▸ Exercise requirements:
Working from the top of the listing below, retype each line through the line containing "const GREEN = '#024a33';", both included, with no pictures.

▸ Provided material:
⟨

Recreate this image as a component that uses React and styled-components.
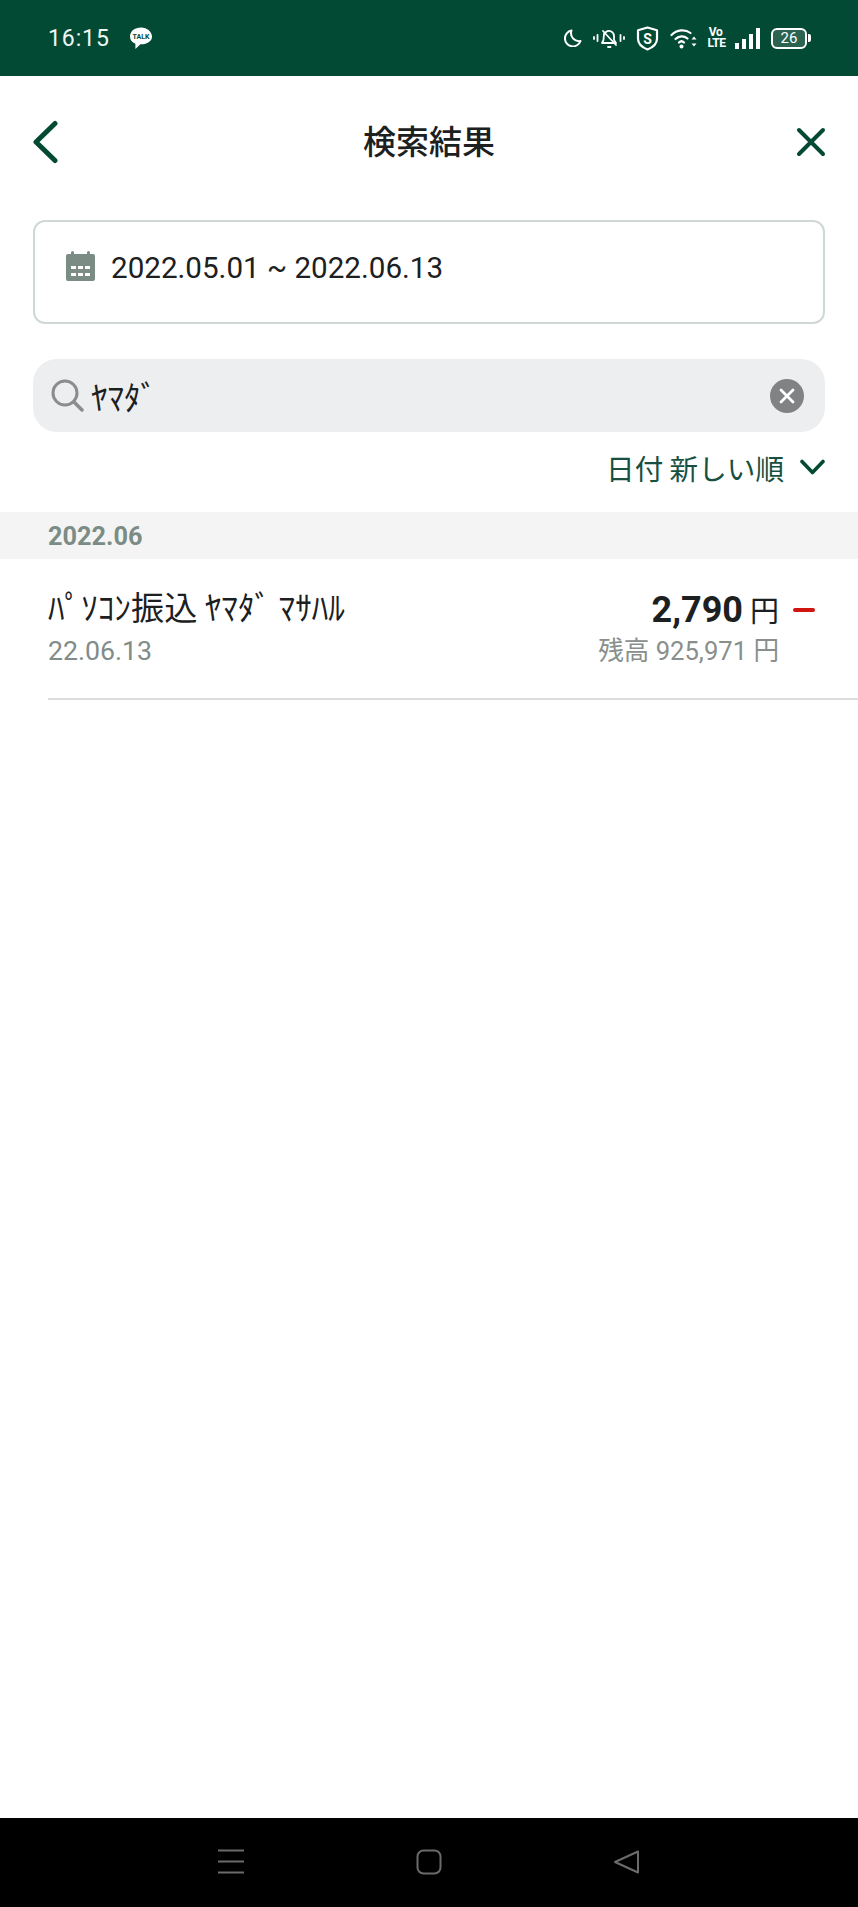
import React from 'react';
import styled, { createGlobalStyle } from 'styled-components';

const GlobalStyle = createGlobalStyle`
  html, body {
    margin: 0;
    padding: 0;
    background: #fff;
  }
  body {
    font-family: Roboto, "Noto Sans CJK JP", sans-serif;
  }
`;

const GREEN = '#024a33';

const App = () => (
  <Page>
    <GlobalStyle />
    <StatusBar>
      <StatusLeft>
        <Clock>16:15</Clock>
        <TalkBubble viewBox="0 0 24 24">
          <path d="M12 1.500C5.600 1.500 1 5.300 1 10.500c0 3.400 2.200 6 5.400 7.200L6.400 23l5-4.700h.6c6.400 0 11-3.200 11-7.800S18.400 1.500 12 1.500z" fill="#fff" />
          <text x="12" y="13" textAnchor="middle" fontSize="7" fontWeight="700" fill={GREEN} fontFamily="Roboto, sans-serif" textLength="17">TALK</text>
        </TalkBubble>
      </StatusLeft>
      <StatusRight>
        <StatusIcon width="18" height="18" viewBox="0 0 18 18">
          <path d="M7.500 1.500A8 8 0 1 0 16.500 12 8 8 0 0 1 7.500 1.500z" fill="none" stroke="#fff" strokeWidth="2" strokeLinejoin="round" />
        </StatusIcon>
        <StatusIcon width="32" height="24" viewBox="0 0 32 24">
          <g stroke="#fff" strokeWidth="1.800" fill="none" strokeLinecap="round" strokeLinejoin="round">
            <path d="M1 11v2M4.500 9v6M27.500 9v6M31 11v2" />
            <path d="M9 17h14l-2-3v-4a5 5 0 0 0-8-4l-2 2-.5 6z" />
            <path d="M10 5l13 14" />
            <path d="M15 21h2.500" />
          </g>
        </StatusIcon>
        <StatusIcon width="23" height="25" viewBox="0 0 23 25">
          <path d="M11.500 1.500l9.500 2.800v8.500c0 5.200-4.200 8.600-9.500 10.700C6.200 21.400 2 18 2 12.800V4.300z" fill="none" stroke="#fff" strokeWidth="2.200" strokeLinejoin="round" />
          <text x="11.500" y="17.500" textAnchor="middle" fontSize="14" fontWeight="700" fill="#fff" fontFamily="Roboto, sans-serif">S</text>
        </StatusIcon>
        <StatusIcon width="27" height="21" viewBox="0 0 27 21">
          <g stroke="#fff" strokeWidth="2.200" fill="none" strokeLinecap="round">
            <path d="M1.500 7C7 1.500 15 .8 20.500 5" />
            <path d="M5.500 11C9 7.500 14 7.500 17.500 10.500" />
            <path d="M9 14.500c1.500-1.500 3.500-1.500 5 0" />
          </g>
          <circle cx="11.500" cy="18.500" r="2" fill="#fff" />
          <path d="M24 8.500l2.500 3h-5zM24 18.500l-2.500-3h5z" fill="#fff" />
        </StatusIcon>
        <VoLte>Vo<br />LTE</VoLte>
        <Signal>
          {[6, 10, 15, 21].map((h) => (
            <SignalBar key={h} $h={h} />
          ))}
        </Signal>
        <Battery>
          <BatteryBody>26</BatteryBody>
          <BatteryCap />
        </Battery>
      </StatusRight>
    </StatusBar>

    <Content>
      <Header>
        <IconButton viewBox="0 0 28 44" width="28" height="44">
          <path d="M24 3.500L5 22l19 18.500" fill="none" stroke={GREEN} strokeWidth="5" strokeLinecap="round" strokeLinejoin="round" />
        </IconButton>
        <Title>検索結果</Title>
        <IconButton viewBox="0 0 30 30" width="30" height="30">
          <path d="M3 3l24 24M27 3L3 27" stroke={GREEN} strokeWidth="4" strokeLinecap="round" fill="none" />
        </IconButton>
      </Header>

      <DateBox>
        <svg width="29" height="30" viewBox="0 0 29 30">
          <path d="M2 3h25a2 2 0 0 1 2 2v23a2 2 0 0 1-2 2H2a2 2 0 0 1-2-2V5a2 2 0 0 1 2-2z" fill="#7b8c85" />
          <rect x="5" y="0" width="3" height="6" rx="1.500" fill="#7b8c85" />
          <rect x="21" y="0" width="3" height="6" rx="1.500" fill="#7b8c85" />
          <g fill="#fff">
            <rect x="5" y="15" width="5" height="3" />
            <rect x="12" y="15" width="5" height="3" />
            <rect x="19" y="15" width="5" height="3" />
            <rect x="5" y="22" width="5" height="3" />
            <rect x="12" y="22" width="5" height="3" />
            <rect x="19" y="22" width="5" height="3" />
          </g>
        </svg>
        <DateText>2022.05.01 ~ 2022.06.13</DateText>
      </DateBox>

      <SearchBox>
        <svg width="33" height="33" viewBox="0 0 33 33">
          <circle cx="14" cy="14" r="12" fill="none" stroke="#8a8c8d" strokeWidth="3" />
          <path d="M23 23l8 8" stroke="#8a8c8d" strokeWidth="3.500" strokeLinecap="round" />
        </svg>
        <SearchText>ﾔﾏﾀﾞ</SearchText>
        <ClearButton>
          <svg width="16" height="16" viewBox="0 0 16 16">
            <path d="M2 2l12 12M14 2L2 14" stroke="#fff" strokeWidth="2.800" strokeLinecap="round" />
          </svg>
        </ClearButton>
      </SearchBox>

      <SortRow>
        <SortLabel>日付 新しい順</SortLabel>
        <svg width="25" height="16" viewBox="0 0 25 16">
          <path d="M2 2.500l10.500 11L23 2.500" fill="none" stroke={GREEN} strokeWidth="3.600" strokeLinecap="round" strokeLinejoin="round" />
        </svg>
      </SortRow>

      <MonthBar>2022.06</MonthBar>

      <Row>
        <RowLeft>
          <RowTitle>ﾊﾟｿｺﾝ振込 ﾔﾏﾀﾞ ﾏｻﾊﾙ</RowTitle>
          <RowDate>22.06.13</RowDate>
        </RowLeft>
        <RowRight>
          <AmountLine>
            <Amount>2,790</Amount>
            <Yen>円</Yen>
            <MinusMark />
          </AmountLine>
          <Balance>残高 925,971 円</Balance>
        </RowRight>
      </Row>
    </Content>

    <NavBar>
      <svg width="26" height="25" viewBox="0 0 26 25">
        <path d="M0 1.500h26M0 12.500h26M0 23.500h26" stroke="#6b6b6b" strokeWidth="2" />
      </svg>
      <svg width="26" height="26" viewBox="0 0 26 26">
        <rect x="1.500" y="1.500" width="23" height="23" rx="6" fill="none" stroke="#6b6b6b" strokeWidth="2" />
      </svg>
      <svg width="26" height="26" viewBox="0 0 26 26">
        <path d="M24 2.500v21L1 13z" fill="none" stroke="#6b6b6b" strokeWidth="2" strokeLinejoin="round" />
      </svg>
    </NavBar>
  </Page>
);

const Page = styled.div`
  width: 858px;
  height: 1907px;
  display: flex;
  flex-direction: column;
  background: #fff;
  overflow: hidden;
`;

const StatusBar = styled.div`
  height: 76px;
  flex: none;
  background: ${GREEN};
  display: flex;
  align-items: center;
  justify-content: space-between;
  padding: 0 47px 0 48px;
  color: #fff;
`;

const StatusLeft = styled.div`
  display: flex;
  align-items: center;
  gap: 19px;
`;

const Clock = styled.div`
  font-size: 23px;
  letter-spacing: 0.9px;
  color: #eef6f2;
`;

const TalkBubble = styled.svg`
  width: 24px;
  height: 24px;
`;

const StatusRight = styled.div`
  display: flex;
  align-items: center;
  gap: 11px;
`;

const StatusIcon = styled.svg`
  flex: none;
`;

const VoLte = styled.div`
  width: 16px;
  font-size: 12px;
  line-height: 11px;
  font-weight: 700;
  text-align: center;
  letter-spacing: -0.4px;
`;

const Signal = styled.div`
  display: flex;
  align-items: flex-end;
  gap: 3.500px;
  height: 21px;
  padding: 0 0.500px;
`;

const SignalBar = styled.div`
  width: 3.500px;
  height: ${({ $h }) => $h}px;
  background: #fff;
`;

const Battery = styled.div`
  display: flex;
  align-items: center;
  gap: 1px;
`;

const BatteryBody = styled.div`
  width: 32px;
  height: 17px;
  border: 2px solid #fff;
  border-radius: 6px;
  font-size: 15px;
  line-height: 17px;
  text-align: center;
  background: #2b6250;
`;

const BatteryCap = styled.div`
  width: 3px;
  height: 8px;
  background: #fff;
  border-radius: 0 2px 2px 0;
`;

const Content = styled.div`
  flex: 1;
  display: flex;
  flex-direction: column;
`;

const Header = styled.div`
  height: 144px;
  flex: none;
  box-sizing: border-box;
  padding: 0 32px 13px 31px;
  display: flex;
  align-items: center;
  justify-content: space-between;
`;

const IconButton = styled.svg`
  flex: none;
`;

const Title = styled.h1`
  margin: 0 0 4px 3px;
  font-size: 33px;
  font-weight: 500;
  color: #1c2020;
  font-family: "Noto Sans CJK JP", sans-serif;
`;

const DateBox = styled.div`
  height: 104px;
  flex: none;
  box-sizing: border-box;
  margin: 0 33px;
  padding: 29px 31px 0;
  display: flex;
  align-items: flex-start;
  gap: 16px;
  border: 2px solid #d0d8d5;
  border-radius: 12px;
`;

const DateText = styled.div`
  font-size: 29.6px;
  line-height: 34px;
  color: #1c2020;
`;

const SearchBox = styled.div`
  height: 73px;
  flex: none;
  margin: 35px 33px 0;
  padding: 0 21px 0 18px;
  display: flex;
  align-items: center;
  background: #edeeef;
  border-radius: 24px;
`;

const SearchText = styled.div`
  flex: 1;
  margin-left: 7px;
  font-size: 33px;
  color: #1c2020;
  font-family: "Noto Sans CJK JP", sans-serif;
`;

const ClearButton = styled.div`
  width: 34px;
  height: 34px;
  border-radius: 50%;
  background: #808283;
  display: flex;
  align-items: center;
  justify-content: center;
`;

const SortRow = styled.div`
  height: 80px;
  flex: none;
  box-sizing: border-box;
  padding: 0 33px 10px 0;
  display: flex;
  align-items: center;
  justify-content: flex-end;
  gap: 16px;
`;

const SortLabel = styled.div`
  font-size: 28.6px;
  color: #17503f;
  font-family: "Noto Sans CJK JP", sans-serif;
`;

const MonthBar = styled.div`
  height: 47px;
  flex: none;
  box-sizing: border-box;
  padding: 2px 0 0 48px;
  display: flex;
  align-items: center;
  background: #f4f4f4;
  font-size: 25.3px;
  font-weight: 700;
  color: #7b8c85;
`;

const Row = styled.div`
  margin-left: 48px;
  height: 141px;
  flex: none;
  box-sizing: border-box;
  padding: 28px 43px 0 0;
  display: flex;
  justify-content: space-between;
  border-bottom: 2px solid #dcdcdc;
`;

const RowLeft = styled.div`
  display: flex;
  flex-direction: column;
`;

const RowTitle = styled.div`
  font-size: 33.2px;
  line-height: 38px;
  color: #1c2020;
  font-family: "Noto Sans CJK JP", sans-serif;
`;

const RowDate = styled.div`
  margin-top: 10px;
  font-size: 26.7px;
  line-height: 32px;
  color: #818b88;
`;

const RowRight = styled.div`
  display: flex;
  flex-direction: column;
  align-items: flex-end;
`;

const AmountLine = styled.div`
  display: flex;
  align-items: baseline;
  gap: 7px;
  line-height: 42px;
  padding-top: 1px;
`;

const Amount = styled.div`
  font-size: 36px;
  font-weight: 700;
  color: #1c2020;
`;

const Yen = styled.div`
  font-size: 29px;
  color: #1c2020;
  font-family: "Noto Sans CJK JP", sans-serif;
`;

const MinusMark = styled.div`
  width: 22px;
  height: 4px;
  margin-left: 7px;
  background: #d0140f;
  border-radius: 2px;
  align-self: center;
`;

const Balance = styled.div`
  margin-top: 3px;
  margin-right: 36px;
  font-size: 25.6px;
  line-height: 34px;
  color: #888f8c;
`;

const NavBar = styled.div`
  height: 89px;
  flex: none;
  background: #000;
  display: flex;
  align-items: center;
  justify-content: center;
  gap: 172px;
  padding-bottom: 2px;
  box-sizing: border-box;
`;

export default App;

⟩

▸ Full solution:
Recreate this image as a component that uses React and styled-components.
import React from 'react';
import styled, { createGlobalStyle } from 'styled-components';

const GlobalStyle = createGlobalStyle`
  html, body {
    margin: 0;
    padding: 0;
    background: #fff;
  }
  body {
    font-family: Roboto, "Noto Sans CJK JP", sans-serif;
  }
`;

const GREEN = '#024a33';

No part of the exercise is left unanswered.